(begin)
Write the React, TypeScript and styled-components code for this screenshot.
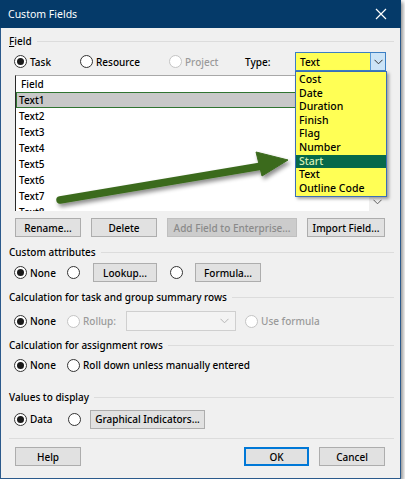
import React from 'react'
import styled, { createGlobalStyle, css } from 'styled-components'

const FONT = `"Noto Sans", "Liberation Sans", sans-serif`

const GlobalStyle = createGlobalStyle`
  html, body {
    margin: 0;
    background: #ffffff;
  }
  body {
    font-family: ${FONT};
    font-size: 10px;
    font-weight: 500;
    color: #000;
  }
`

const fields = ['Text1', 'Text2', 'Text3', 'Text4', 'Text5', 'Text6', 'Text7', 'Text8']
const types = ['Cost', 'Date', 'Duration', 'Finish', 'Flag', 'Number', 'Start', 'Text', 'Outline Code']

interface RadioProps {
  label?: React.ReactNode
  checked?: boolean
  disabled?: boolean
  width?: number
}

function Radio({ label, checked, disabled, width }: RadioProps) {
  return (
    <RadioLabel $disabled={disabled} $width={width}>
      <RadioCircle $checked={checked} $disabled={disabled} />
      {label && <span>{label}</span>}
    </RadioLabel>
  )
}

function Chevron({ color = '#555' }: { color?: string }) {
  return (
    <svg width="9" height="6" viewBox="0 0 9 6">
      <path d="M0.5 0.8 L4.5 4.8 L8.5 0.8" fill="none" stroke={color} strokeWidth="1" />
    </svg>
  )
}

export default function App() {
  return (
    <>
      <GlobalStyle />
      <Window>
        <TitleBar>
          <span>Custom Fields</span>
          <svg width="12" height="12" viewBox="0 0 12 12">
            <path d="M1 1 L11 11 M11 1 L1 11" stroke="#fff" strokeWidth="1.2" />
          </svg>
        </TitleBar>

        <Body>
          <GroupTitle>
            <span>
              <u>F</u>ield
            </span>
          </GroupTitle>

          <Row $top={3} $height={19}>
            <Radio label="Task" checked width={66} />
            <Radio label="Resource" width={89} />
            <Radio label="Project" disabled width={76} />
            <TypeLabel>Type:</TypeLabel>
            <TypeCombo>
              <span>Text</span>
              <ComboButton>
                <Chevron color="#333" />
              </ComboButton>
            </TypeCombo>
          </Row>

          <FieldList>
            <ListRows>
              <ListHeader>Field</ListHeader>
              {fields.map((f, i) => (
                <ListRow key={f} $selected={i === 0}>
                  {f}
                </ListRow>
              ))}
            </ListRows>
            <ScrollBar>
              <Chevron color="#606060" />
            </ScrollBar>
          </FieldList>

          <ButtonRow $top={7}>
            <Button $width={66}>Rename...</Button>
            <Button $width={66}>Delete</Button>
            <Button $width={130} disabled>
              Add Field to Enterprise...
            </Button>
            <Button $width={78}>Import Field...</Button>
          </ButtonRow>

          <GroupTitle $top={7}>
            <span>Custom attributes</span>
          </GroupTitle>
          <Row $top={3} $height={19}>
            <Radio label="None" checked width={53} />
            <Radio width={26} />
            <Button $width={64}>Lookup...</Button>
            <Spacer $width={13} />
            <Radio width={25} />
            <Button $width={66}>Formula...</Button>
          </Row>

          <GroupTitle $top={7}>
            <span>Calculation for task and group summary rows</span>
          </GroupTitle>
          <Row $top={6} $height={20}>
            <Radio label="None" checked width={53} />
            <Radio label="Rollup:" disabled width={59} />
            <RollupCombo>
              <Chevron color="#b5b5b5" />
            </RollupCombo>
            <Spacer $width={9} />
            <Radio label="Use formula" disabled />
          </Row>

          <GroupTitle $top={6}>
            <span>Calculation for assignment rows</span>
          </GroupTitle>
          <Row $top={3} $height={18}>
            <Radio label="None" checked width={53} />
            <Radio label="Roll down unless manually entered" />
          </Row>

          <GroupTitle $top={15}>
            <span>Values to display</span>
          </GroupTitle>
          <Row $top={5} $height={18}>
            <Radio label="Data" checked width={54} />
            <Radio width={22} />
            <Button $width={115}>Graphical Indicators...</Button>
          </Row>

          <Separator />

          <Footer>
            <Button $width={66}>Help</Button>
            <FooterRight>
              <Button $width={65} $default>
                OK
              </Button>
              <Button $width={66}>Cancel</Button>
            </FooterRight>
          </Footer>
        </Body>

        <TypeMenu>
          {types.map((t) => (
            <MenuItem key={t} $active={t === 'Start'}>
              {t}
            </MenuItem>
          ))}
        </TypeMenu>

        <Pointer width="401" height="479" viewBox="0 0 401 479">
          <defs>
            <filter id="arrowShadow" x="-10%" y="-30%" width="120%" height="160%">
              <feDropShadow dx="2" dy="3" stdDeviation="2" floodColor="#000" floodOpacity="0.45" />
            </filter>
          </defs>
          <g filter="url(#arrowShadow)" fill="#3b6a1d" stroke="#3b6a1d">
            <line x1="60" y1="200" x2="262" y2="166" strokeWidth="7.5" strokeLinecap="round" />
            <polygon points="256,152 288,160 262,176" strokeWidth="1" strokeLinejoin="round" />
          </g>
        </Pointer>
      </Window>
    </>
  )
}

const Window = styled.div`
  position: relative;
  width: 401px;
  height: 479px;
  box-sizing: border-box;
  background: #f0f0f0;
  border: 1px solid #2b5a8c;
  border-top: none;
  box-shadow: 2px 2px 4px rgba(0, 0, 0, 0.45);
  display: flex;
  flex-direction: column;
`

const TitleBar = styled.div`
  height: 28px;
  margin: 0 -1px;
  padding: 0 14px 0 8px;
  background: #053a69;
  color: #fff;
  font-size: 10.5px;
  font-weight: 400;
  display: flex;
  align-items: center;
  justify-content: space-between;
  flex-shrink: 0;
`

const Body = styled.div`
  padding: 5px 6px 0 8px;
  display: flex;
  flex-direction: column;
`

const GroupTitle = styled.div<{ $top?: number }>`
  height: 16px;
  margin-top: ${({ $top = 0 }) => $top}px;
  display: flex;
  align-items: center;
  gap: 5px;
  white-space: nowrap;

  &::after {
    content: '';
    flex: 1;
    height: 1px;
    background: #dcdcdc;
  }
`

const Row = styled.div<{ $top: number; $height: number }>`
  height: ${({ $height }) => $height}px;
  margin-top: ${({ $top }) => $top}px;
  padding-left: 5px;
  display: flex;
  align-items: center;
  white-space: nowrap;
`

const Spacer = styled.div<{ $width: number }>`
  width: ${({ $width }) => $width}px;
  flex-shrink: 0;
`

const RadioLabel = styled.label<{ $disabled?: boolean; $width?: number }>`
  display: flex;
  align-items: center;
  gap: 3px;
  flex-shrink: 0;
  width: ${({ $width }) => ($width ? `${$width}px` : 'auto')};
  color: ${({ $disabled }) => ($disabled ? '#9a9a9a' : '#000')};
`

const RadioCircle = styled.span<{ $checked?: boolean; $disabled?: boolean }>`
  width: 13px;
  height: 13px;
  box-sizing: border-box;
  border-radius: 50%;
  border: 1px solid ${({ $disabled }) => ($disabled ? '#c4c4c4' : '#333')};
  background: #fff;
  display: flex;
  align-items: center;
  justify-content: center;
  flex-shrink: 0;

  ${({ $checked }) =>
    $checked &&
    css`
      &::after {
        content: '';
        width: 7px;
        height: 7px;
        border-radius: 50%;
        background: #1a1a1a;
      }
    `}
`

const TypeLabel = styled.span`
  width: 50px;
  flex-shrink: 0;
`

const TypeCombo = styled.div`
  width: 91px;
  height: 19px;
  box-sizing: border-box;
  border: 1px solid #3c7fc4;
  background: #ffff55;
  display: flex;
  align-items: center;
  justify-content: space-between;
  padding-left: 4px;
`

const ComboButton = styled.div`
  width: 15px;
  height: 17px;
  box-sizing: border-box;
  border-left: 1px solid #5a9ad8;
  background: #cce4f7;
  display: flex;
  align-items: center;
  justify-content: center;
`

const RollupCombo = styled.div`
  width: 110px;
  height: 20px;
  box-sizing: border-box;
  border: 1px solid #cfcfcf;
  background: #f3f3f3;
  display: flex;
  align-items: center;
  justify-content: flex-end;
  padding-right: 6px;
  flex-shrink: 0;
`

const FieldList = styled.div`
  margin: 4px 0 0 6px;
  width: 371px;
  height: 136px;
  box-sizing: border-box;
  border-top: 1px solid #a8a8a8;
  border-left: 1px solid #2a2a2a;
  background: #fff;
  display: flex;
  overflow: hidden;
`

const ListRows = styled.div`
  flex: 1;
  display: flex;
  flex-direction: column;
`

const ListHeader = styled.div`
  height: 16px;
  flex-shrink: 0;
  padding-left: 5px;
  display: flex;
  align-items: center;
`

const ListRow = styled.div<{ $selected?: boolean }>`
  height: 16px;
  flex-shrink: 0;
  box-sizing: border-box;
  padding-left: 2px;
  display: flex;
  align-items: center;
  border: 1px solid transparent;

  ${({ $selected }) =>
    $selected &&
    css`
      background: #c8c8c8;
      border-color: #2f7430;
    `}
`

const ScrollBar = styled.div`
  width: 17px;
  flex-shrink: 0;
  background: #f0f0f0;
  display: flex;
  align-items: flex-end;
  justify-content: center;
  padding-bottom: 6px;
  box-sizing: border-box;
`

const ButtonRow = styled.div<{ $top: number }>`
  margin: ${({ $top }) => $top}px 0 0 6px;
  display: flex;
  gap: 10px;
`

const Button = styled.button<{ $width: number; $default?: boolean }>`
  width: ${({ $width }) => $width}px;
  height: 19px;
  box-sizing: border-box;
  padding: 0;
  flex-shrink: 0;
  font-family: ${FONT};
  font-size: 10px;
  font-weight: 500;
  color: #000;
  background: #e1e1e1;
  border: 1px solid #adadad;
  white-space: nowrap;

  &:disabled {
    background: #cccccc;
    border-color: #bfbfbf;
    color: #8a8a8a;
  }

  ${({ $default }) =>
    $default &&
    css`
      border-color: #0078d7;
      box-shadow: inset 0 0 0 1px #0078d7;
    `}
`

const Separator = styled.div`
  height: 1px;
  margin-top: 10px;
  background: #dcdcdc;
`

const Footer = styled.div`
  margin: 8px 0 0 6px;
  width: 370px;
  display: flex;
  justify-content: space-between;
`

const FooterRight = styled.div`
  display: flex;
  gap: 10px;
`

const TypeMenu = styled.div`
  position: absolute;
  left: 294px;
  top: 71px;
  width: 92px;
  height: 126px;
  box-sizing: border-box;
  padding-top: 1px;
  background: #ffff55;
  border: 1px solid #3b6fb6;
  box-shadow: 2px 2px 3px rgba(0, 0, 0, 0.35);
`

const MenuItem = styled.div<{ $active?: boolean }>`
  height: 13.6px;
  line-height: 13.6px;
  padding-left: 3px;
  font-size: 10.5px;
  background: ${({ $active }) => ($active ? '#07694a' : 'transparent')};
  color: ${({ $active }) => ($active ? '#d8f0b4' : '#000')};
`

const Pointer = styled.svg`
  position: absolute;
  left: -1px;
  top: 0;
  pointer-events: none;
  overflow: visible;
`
(end)
### Requirement
Check each line in the listing above for the string "components", then report how many lines contain it, with no other text.

### Response for this exercise
2